Nel 2011, alla soglia delle “primavere arabe”, il nostro paese era di gran lunga il primo partner commerciale della Libia e uno dei player di maggiore rilievo in Egitto, Algeria e in molti altri Stati dell’area. L’intervento internazionale nella Jamahiriya, voluto dalla Francia dell’allora presidente Nicolas Sarkozy, ha rimesso tutto in discussione. L’Italia ha pagato per condurre una guerra contro i propri interessi, forse per salvare le postazioni dell’Eni che l’Eliseo aveva minacciato di bombardare, contribuendo, così, a far fuori il suo maggiore alleato. Mentre i vari governi che si sono succeduti alla guida del paese cercavano di riguadagnare posizioni nei nuovi assetti geopolitici di quel Mediterraneo in ebollizione, Francia e Gran Bretagna attuavano la loro realpolitik stringendo accordi con le nuove leadership che via via emergevano, soprattutto in Libia ed Egitto, in barba a qualunque spirito di alleanza, atlantica o europea e, anzi, voltando le spalle all’Italia dinanzi alle questioni più spinose come quella dei migranti o il brutale omicidio al Cairo del ricercatore italiano Giulio Regeni. Come dimenticare il tempismo di Hollande che, pochi giorni dopo il richiamo del nostro ambasciatore in Egitto, si era letteralmente precipitato dal presidente al Sisi con più di sessanta imprenditori pronti a firmare fior di contratti e ad allargare il business nei settori degli armamenti dei trasporti e delle energie rinnovabili?

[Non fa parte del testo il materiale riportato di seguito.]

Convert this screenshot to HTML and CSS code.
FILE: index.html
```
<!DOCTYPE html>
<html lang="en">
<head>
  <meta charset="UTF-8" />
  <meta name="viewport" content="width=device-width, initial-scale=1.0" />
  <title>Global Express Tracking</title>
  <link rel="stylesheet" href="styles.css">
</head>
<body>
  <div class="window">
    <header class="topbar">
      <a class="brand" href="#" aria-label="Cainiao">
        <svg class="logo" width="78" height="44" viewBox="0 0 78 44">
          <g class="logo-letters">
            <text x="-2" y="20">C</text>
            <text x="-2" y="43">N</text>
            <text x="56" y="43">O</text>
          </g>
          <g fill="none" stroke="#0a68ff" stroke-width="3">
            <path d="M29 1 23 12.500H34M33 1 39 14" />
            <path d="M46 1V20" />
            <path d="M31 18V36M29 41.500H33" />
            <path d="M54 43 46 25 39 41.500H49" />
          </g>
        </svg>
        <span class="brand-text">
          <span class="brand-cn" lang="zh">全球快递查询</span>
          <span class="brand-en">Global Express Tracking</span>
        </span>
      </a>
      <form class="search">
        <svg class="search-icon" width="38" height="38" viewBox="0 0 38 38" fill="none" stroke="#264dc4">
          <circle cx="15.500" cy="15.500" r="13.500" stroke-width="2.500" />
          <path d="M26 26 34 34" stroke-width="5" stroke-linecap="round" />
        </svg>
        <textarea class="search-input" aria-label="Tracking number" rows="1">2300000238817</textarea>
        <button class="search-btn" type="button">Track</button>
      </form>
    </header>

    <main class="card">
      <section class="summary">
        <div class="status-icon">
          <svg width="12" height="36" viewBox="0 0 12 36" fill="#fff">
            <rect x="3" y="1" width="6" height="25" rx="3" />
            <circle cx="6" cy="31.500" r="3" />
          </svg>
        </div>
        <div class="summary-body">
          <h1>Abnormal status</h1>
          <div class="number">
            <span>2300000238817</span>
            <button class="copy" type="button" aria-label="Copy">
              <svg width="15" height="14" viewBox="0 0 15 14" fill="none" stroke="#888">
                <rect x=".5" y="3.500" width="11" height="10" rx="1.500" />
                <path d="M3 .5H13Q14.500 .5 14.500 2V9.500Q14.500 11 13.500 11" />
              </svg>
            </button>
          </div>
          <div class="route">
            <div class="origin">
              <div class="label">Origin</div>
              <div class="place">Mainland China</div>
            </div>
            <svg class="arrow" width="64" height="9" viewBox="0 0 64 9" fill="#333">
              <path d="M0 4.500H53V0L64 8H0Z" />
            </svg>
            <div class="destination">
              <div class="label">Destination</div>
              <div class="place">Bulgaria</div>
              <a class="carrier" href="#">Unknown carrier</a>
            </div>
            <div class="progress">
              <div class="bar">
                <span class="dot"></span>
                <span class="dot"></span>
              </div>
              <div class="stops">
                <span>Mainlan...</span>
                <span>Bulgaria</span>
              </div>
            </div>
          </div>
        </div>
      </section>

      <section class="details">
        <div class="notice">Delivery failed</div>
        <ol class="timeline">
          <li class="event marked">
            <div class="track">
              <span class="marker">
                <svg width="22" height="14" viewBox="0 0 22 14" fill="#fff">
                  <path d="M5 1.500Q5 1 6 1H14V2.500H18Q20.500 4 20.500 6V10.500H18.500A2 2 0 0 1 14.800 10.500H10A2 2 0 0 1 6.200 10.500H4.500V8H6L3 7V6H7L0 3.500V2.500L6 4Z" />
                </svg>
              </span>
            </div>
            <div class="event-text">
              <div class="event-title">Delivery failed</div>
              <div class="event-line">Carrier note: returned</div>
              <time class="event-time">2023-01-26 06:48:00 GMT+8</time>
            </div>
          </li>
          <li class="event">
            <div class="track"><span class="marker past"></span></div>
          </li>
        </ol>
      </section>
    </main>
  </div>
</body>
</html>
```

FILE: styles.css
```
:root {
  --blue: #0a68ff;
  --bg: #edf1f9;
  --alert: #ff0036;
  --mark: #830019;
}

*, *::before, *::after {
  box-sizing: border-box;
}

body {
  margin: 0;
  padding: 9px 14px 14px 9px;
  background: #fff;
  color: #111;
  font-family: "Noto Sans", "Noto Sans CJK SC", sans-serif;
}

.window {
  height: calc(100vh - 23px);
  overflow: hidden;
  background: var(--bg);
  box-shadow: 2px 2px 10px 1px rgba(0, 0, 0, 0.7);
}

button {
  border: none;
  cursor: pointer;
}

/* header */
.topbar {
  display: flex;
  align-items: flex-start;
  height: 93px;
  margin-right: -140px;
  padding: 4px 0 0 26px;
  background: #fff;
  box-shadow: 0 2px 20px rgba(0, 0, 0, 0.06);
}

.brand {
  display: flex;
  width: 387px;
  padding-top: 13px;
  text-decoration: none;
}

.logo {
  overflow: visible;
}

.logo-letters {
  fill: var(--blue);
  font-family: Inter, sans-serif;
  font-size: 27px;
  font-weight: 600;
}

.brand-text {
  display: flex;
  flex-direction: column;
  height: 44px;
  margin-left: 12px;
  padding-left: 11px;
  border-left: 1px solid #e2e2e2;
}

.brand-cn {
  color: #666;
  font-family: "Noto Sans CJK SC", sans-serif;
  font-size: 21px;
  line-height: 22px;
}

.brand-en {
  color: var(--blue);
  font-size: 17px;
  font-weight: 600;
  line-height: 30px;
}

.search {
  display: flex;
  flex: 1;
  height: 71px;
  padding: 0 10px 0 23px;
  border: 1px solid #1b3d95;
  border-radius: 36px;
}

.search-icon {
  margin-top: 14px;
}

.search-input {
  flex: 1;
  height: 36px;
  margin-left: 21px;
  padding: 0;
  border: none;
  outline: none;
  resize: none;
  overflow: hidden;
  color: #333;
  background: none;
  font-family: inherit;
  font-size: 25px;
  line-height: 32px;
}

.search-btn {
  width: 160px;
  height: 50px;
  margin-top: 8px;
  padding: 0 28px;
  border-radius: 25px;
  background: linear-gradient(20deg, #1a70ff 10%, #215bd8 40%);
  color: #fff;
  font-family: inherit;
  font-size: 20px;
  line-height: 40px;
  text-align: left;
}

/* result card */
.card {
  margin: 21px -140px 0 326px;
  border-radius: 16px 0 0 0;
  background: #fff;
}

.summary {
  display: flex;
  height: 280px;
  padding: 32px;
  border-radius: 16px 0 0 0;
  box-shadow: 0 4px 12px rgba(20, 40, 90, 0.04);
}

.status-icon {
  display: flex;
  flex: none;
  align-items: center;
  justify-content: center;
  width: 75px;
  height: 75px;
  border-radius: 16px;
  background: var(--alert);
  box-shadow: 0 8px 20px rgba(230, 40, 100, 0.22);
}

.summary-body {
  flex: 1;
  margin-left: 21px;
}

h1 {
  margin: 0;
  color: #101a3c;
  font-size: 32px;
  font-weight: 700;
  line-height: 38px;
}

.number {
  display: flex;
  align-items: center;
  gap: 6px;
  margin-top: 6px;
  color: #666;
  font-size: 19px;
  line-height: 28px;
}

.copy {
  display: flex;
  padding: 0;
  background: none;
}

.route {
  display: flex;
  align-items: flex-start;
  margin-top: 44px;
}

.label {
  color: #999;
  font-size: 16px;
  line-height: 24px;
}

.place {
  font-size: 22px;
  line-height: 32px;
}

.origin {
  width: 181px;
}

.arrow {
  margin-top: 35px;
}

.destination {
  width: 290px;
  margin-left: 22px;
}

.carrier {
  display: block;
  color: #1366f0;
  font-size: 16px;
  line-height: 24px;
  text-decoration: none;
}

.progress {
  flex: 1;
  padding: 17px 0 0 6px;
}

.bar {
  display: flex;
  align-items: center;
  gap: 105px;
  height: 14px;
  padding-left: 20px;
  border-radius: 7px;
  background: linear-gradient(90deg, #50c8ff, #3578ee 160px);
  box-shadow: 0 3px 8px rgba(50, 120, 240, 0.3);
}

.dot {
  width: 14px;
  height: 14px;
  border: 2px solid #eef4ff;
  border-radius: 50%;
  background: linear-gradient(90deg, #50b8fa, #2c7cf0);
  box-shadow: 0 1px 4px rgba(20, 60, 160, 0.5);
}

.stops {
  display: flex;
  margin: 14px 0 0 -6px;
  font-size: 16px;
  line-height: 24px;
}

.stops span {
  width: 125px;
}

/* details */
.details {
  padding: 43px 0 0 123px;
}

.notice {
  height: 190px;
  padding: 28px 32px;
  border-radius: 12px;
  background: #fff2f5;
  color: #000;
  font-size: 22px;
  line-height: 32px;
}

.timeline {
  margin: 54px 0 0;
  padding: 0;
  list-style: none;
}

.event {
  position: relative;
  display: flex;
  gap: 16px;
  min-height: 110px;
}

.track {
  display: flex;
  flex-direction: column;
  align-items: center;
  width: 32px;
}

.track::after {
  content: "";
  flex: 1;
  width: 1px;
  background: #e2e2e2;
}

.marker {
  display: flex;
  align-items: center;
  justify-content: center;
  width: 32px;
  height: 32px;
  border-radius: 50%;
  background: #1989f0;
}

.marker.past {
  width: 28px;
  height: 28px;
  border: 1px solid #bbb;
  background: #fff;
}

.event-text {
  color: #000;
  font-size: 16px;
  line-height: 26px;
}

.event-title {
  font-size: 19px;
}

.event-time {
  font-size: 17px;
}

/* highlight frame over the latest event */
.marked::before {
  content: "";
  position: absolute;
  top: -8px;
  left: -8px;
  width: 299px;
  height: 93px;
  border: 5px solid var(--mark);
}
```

Anche in questo caso gli esempi potrebbero continuare ma quanto detto è sufficiente per far luce sulla nostra posizione e sulle nostre difficoltà dentro e fuori l’Europa, soprattutto al di là di quel mar Mediterraneo che da sempre è il fulcro della politica estera italiana. Sono queste le sfide che il nostro paese dovrà affrontare nell’anno che verrà, sfide già note a cui probabilmente, se il buongiorno si vede dal mattino, se ne uniranno altre. L’augurio è che l’Italia possa ritrovare la forza e gli strumenti per far valere quella sovranità recuperata con tanta fatica in un passato che oggi appare troppo distante, dimenticato in qualche libro di storia che, però, andrebbe necessariamente riletto.